The exercise ▸
Everything from the first line of the data through the line with "import React from 'react';" is to be echoed exactly, minus the pictures.

Provided material ▸
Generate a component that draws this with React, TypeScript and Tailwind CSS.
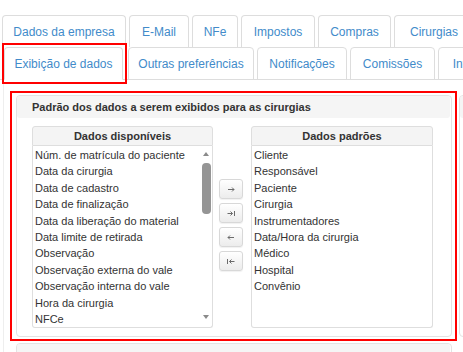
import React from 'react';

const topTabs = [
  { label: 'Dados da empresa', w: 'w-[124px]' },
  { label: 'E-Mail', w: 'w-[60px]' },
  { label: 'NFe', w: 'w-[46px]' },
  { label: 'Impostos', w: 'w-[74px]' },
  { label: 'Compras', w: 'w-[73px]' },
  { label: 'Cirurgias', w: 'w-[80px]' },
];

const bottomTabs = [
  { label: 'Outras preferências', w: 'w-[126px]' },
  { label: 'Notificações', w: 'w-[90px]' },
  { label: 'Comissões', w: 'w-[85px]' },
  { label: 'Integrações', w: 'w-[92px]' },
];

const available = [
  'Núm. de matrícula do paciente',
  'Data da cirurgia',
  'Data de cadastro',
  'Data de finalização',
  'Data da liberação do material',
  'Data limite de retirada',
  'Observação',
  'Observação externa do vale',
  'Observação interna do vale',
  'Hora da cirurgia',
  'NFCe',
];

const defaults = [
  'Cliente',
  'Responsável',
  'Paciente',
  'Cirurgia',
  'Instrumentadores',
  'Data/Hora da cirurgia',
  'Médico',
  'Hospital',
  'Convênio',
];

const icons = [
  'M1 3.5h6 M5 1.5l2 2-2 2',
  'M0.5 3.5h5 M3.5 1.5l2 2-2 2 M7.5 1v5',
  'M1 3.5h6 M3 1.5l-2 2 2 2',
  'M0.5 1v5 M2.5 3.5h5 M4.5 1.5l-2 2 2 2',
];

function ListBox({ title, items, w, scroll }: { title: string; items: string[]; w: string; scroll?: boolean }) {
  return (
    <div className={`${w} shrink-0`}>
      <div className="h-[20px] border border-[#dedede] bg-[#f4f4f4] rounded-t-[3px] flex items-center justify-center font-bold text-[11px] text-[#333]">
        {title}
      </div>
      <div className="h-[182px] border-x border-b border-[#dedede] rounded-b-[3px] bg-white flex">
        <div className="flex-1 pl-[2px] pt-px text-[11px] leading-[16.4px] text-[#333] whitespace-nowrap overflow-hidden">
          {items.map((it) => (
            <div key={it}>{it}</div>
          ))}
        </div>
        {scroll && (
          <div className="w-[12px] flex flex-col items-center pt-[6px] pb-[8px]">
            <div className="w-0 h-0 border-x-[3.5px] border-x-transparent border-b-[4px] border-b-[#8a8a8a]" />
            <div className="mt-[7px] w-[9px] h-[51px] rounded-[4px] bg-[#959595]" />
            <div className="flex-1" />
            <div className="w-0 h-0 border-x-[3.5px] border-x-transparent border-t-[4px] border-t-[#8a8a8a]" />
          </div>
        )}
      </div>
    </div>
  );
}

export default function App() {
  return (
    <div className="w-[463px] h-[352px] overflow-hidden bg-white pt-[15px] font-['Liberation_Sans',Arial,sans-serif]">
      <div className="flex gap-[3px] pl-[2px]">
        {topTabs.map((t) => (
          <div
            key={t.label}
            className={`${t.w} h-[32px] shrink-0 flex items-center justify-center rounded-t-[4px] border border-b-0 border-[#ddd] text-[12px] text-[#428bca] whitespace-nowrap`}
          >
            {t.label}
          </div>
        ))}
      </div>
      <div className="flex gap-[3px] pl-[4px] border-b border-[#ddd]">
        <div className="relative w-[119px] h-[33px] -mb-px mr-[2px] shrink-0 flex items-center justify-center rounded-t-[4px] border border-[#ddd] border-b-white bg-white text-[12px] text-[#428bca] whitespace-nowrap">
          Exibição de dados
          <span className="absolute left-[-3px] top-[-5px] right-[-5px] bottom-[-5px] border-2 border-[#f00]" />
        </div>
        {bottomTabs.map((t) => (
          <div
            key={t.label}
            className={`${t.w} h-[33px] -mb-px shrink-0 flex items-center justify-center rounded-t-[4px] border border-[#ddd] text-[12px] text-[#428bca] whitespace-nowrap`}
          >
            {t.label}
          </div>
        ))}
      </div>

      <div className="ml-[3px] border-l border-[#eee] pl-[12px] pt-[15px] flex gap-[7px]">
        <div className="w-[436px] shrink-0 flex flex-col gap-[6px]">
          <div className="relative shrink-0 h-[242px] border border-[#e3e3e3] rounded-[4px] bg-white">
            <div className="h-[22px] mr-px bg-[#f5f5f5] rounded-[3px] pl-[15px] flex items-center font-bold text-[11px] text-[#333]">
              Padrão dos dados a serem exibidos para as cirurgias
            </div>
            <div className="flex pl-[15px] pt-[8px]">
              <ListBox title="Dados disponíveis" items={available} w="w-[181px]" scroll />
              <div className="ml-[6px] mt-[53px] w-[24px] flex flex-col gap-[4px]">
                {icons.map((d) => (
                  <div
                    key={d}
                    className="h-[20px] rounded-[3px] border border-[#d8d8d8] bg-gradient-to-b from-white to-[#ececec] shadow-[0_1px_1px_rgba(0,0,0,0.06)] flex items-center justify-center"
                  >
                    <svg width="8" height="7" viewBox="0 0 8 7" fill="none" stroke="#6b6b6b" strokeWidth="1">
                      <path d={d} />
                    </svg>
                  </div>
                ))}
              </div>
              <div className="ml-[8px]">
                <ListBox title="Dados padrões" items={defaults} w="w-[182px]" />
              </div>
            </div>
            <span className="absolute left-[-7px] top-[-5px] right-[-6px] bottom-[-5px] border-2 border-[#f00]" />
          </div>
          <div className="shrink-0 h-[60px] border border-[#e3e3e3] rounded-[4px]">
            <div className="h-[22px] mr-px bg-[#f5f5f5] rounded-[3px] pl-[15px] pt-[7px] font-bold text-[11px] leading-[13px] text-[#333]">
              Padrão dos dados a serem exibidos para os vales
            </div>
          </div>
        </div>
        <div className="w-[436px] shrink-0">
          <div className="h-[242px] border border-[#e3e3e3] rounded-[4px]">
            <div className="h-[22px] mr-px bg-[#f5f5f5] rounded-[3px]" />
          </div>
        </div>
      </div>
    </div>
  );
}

Output for this exercise ▸
Generate a component that draws this with React, TypeScript and Tailwind CSS.
import React from 'react';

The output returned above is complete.